* **Given problem**:
Using the data below, copy every line that contains the word "React".

-------

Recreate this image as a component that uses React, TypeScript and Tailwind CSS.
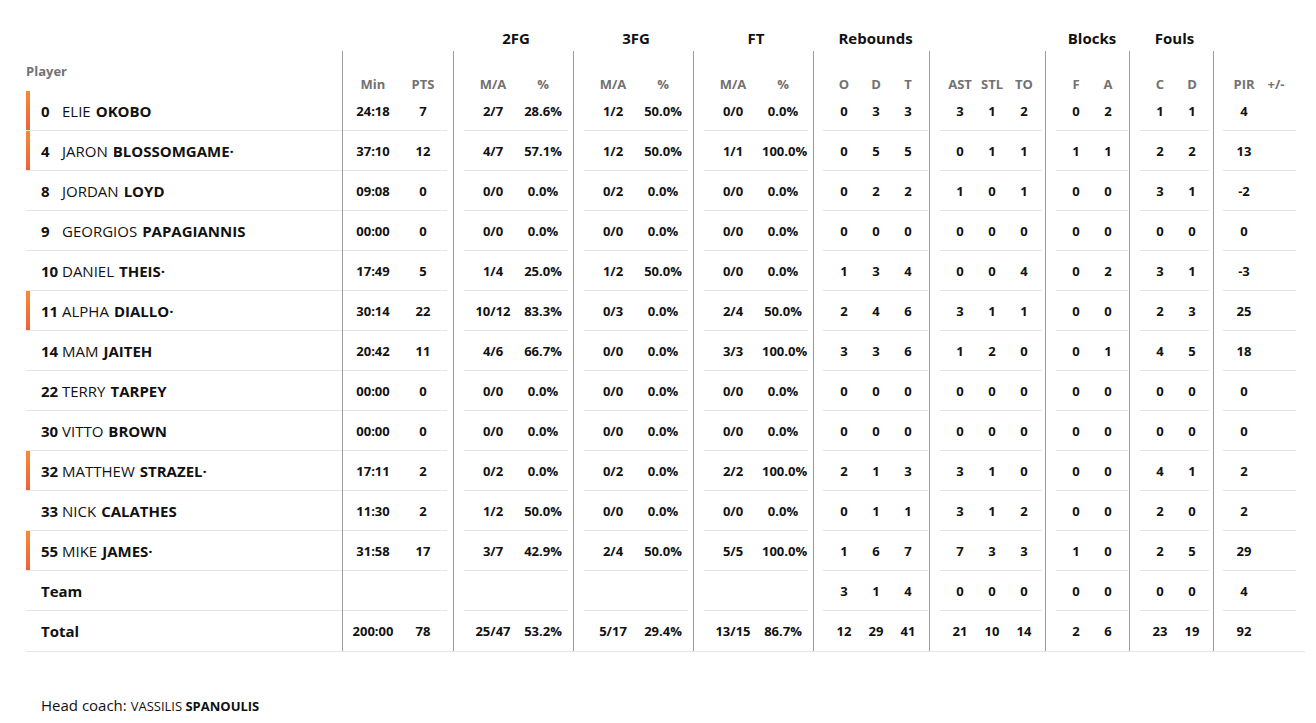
import React from "react";

type P = {
  no: string;
  first: string;
  last: string;
  starter?: boolean;
  kind?: "team" | "total";
  label?: string;
  s: string[];
};

// s: Min, PTS, 2M/A, 2%, 3M/A, 3%, FTM/A, FT%, O, D, T, AST, STL, TO, F, A, C, D, PIR, +/-
const ROWS: P[] = [
  { no: "0", first: "ELIE", last: "OKOBO", starter: true, s: ["24:18", "7", "2/7", "28.6%", "1/2", "50.0%", "0/0", "0.0%", "0", "3", "3", "3", "1", "2", "0", "2", "1", "1", "4", ""] },
  { no: "4", first: "JARON", last: "BLOSSOMGAME·", starter: true, s: ["37:10", "12", "4/7", "57.1%", "1/2", "50.0%", "1/1", "100.0%", "0", "5", "5", "0", "1", "1", "1", "1", "2", "2", "13", ""] },
  { no: "8", first: "JORDAN", last: "LOYD", s: ["09:08", "0", "0/0", "0.0%", "0/2", "0.0%", "0/0", "0.0%", "0", "2", "2", "1", "0", "1", "0", "0", "3", "1", "-2", ""] },
  { no: "9", first: "GEORGIOS", last: "PAPAGIANNIS", s: ["00:00", "0", "0/0", "0.0%", "0/0", "0.0%", "0/0", "0.0%", "0", "0", "0", "0", "0", "0", "0", "0", "0", "0", "0", ""] },
  { no: "10", first: "DANIEL", last: "THEIS·", s: ["17:49", "5", "1/4", "25.0%", "1/2", "50.0%", "0/0", "0.0%", "1", "3", "4", "0", "0", "4", "0", "2", "3", "1", "-3", ""] },
  { no: "11", first: "ALPHA", last: "DIALLO·", starter: true, s: ["30:14", "22", "10/12", "83.3%", "0/3", "0.0%", "2/4", "50.0%", "2", "4", "6", "3", "1", "1", "0", "0", "2", "3", "25", ""] },
  { no: "14", first: "MAM", last: "JAITEH", s: ["20:42", "11", "4/6", "66.7%", "0/0", "0.0%", "3/3", "100.0%", "3", "3", "6", "1", "2", "0", "0", "1", "4", "5", "18", ""] },
  { no: "22", first: "TERRY", last: "TARPEY", s: ["00:00", "0", "0/0", "0.0%", "0/0", "0.0%", "0/0", "0.0%", "0", "0", "0", "0", "0", "0", "0", "0", "0", "0", "0", ""] },
  { no: "30", first: "VITTO", last: "BROWN", s: ["00:00", "0", "0/0", "0.0%", "0/0", "0.0%", "0/0", "0.0%", "0", "0", "0", "0", "0", "0", "0", "0", "0", "0", "0", ""] },
  { no: "32", first: "MATTHEW", last: "STRAZEL·", starter: true, s: ["17:11", "2", "0/2", "0.0%", "0/2", "0.0%", "2/2", "100.0%", "2", "1", "3", "3", "1", "0", "0", "0", "4", "1", "2", ""] },
  { no: "33", first: "NICK", last: "CALATHES", s: ["11:30", "2", "1/2", "50.0%", "0/0", "0.0%", "0/0", "0.0%", "0", "1", "1", "3", "1", "2", "0", "0", "2", "0", "2", ""] },
  { no: "55", first: "MIKE", last: "JAMES·", starter: true, s: ["31:58", "17", "3/7", "42.9%", "2/4", "50.0%", "5/5", "100.0%", "1", "6", "7", "7", "3", "3", "1", "0", "2", "5", "29", ""] },
  { no: "", first: "", last: "", kind: "team", label: "Team", s: ["", "", "", "", "", "", "", "", "3", "1", "4", "0", "0", "0", "0", "0", "0", "0", "4", ""] },
  { no: "", first: "", last: "", kind: "total", label: "Total", s: ["200:00", "78", "25/47", "53.2%", "5/17", "29.4%", "13/15", "86.7%", "12", "29", "41", "21", "10", "14", "2", "6", "23", "19", "92", ""] },
];

type G = {
  title: string;
  outer: string;
  body: string;
  titlePad: string;
  spacer: string;
  cols: string[];
  heads: string[];
  start: number;
};

const GROUPS: G[] = [
  { title: "", outer: "w-[111px]", body: "border-l border-[#9b9b9b] pl-0 pr-[6px]", titlePad: "pl-[1px] pr-[6px]", spacer: "w-0", cols: ["w-[60px]", "w-[40px]"], heads: ["Min", "PTS"], start: 0 },
  { title: "2FG", outer: "w-[120px]", body: "border-l border-[#9b9b9b] pl-[10px] pr-[5px]", titlePad: "pl-[11px] pr-[5px]", spacer: "w-0", cols: ["w-[58px]", "w-[42px]"], heads: ["M/A", "%"], start: 2 },
  { title: "3FG", outer: "w-[120px]", body: "border-l border-[#9b9b9b] pl-[10px] pr-[5px]", titlePad: "pl-[11px] pr-[5px]", spacer: "w-0", cols: ["w-[58px]", "w-[42px]"], heads: ["M/A", "%"], start: 4 },
  { title: "FT", outer: "w-[120px]", body: "border-l border-[#9b9b9b] pl-[10px] pr-[5px]", titlePad: "pl-[11px] pr-[5px]", spacer: "w-0", cols: ["w-[58px]", "w-[42px]"], heads: ["M/A", "%"], start: 6 },
  { title: "Rebounds", outer: "w-[116px]", body: "border-l border-[#9b9b9b] pl-[9px] pr-[1px]", titlePad: "pl-[10px] pr-[1px]", spacer: "w-[5px]", cols: ["w-[32px]", "w-[32px]", "w-[32px]"], heads: ["O", "D", "T"], start: 8 },
  { title: "", outer: "w-[116px]", body: "border-l border-[#9b9b9b] pl-[10px] pr-[3px]", titlePad: "pl-[11px] pr-[3px]", spacer: "w-[4px]", cols: ["w-[32px]", "w-[32px]", "w-[32px]"], heads: ["AST", "STL", "TO"], start: 11 },
  { title: "Blocks", outer: "w-[84px]", body: "border-l border-[#9b9b9b] pl-[10px] pr-[1px]", titlePad: "pl-[11px] pr-[1px]", spacer: "w-[4px]", cols: ["w-[32px]", "w-[32px]"], heads: ["F", "A"], start: 14 },
  { title: "Fouls", outer: "w-[84px]", body: "border-l border-[#9b9b9b] pl-[10px] pr-[4px]", titlePad: "pl-[11px] pr-[4px]", spacer: "w-[4px]", cols: ["w-[32px]", "w-[32px]"], heads: ["C", "D"], start: 16 },
  { title: "", outer: "w-[92px]", body: "border-l border-[#9b9b9b] pl-[9px] pr-[9px]", titlePad: "pl-[10px] pr-[9px]", spacer: "w-[5px]", cols: ["w-[32px]", "w-[32px]"], heads: ["PIR", "+/-"], start: 18 },
];

const FONT = { fontFamily: '"Open Sans", "Noto Sans", Arial, sans-serif' };

function StatGroup({ g }: { g: G }) {
  return (
    <div className={`flex flex-col ${g.outer}`}>
      <div className={`h-[31px] flex items-end justify-center pb-[3px] ${g.titlePad}`}>
        <span className="text-[15px] leading-[20px] font-bold text-[#111]">{g.title}</span>
      </div>
      <div className={`flex flex-col ${g.body}`}>
        <div className="h-[40px] flex items-end">
          <div className={`shrink-0 ${g.spacer}`} />
          {g.heads.map((h, i) => (
            <div key={i} className={`${g.cols[i]} shrink-0 text-center text-[13px] leading-[14px] font-bold text-[#727272]`}>
              {h}
            </div>
          ))}
        </div>
        {ROWS.map((r, ri) => (
          <div
            key={ri}
            className={`h-[40px] flex items-center ${ri < ROWS.length - 1 ? "border-b border-[#e6e6e6]" : ""}`}
          >
            <div className={`shrink-0 ${g.spacer}`} />
            {g.cols.map((c, ci) => (
              <div key={ci} className={`${c} shrink-0 text-center text-[13px] leading-[18px] font-bold text-[#111]`}>
                {r.s[g.start + ci]}
              </div>
            ))}
          </div>
        ))}
      </div>
    </div>
  );
}

function PlayerGroup() {
  return (
    <div className="flex flex-col w-[316px]">
      <div className="h-[31px]" />
      <div className="flex flex-col">
        <div className="h-[40px] flex items-center">
          <span className="text-[13px] leading-[16px] font-bold text-[#727272]">Player</span>
        </div>
        {ROWS.map((r, ri) => (
          <div
            key={ri}
            className={`h-[40px] flex items-stretch ${ri < ROWS.length - 1 ? "border-b border-[#e6e6e6]" : ""}`}
          >
            <div
              className={`w-[4px] shrink-0 ${r.starter ? "bg-gradient-to-b from-[#f68a33] to-[#ef5e3d]" : ""}`}
            />
            <div className="pl-[11px] flex items-center text-[15px] leading-[20px] text-[#111]">
              {r.kind ? (
                <span className="font-bold">{r.label}</span>
              ) : (
                <>
                  <span className="inline-block min-w-[20px] font-bold">{r.no}</span>
                  <span className="ml-[1px]">{r.first}</span>
                  <span className="ml-[5px] font-bold">{r.last}</span>
                </>
              )}
            </div>
          </div>
        ))}
      </div>
    </div>
  );
}

export default function App() {
  return (
    <div className="bg-white min-h-[723px] w-[1316px] pl-[26px] pt-[20px]" style={FONT}>
      <div className="flex w-[1279px] border-b border-[#e6e6e6]">
        <PlayerGroup />
        {GROUPS.map((g, i) => (
          <StatGroup key={i} g={g} />
        ))}
      </div>
      <div className="mt-[43px] pl-[15px] leading-[20px] text-[#111]">
        <span className="text-[15px]">Head coach: </span>
        <span className="text-[13px]">VASSILIS </span>
        <span className="text-[13px] font-bold">SPANOULIS</span>
      </div>
    </div>
  );
}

-------

* **Finished answer**:
Recreate this image as a component that uses React, TypeScript and Tailwind CSS.
import React from "react";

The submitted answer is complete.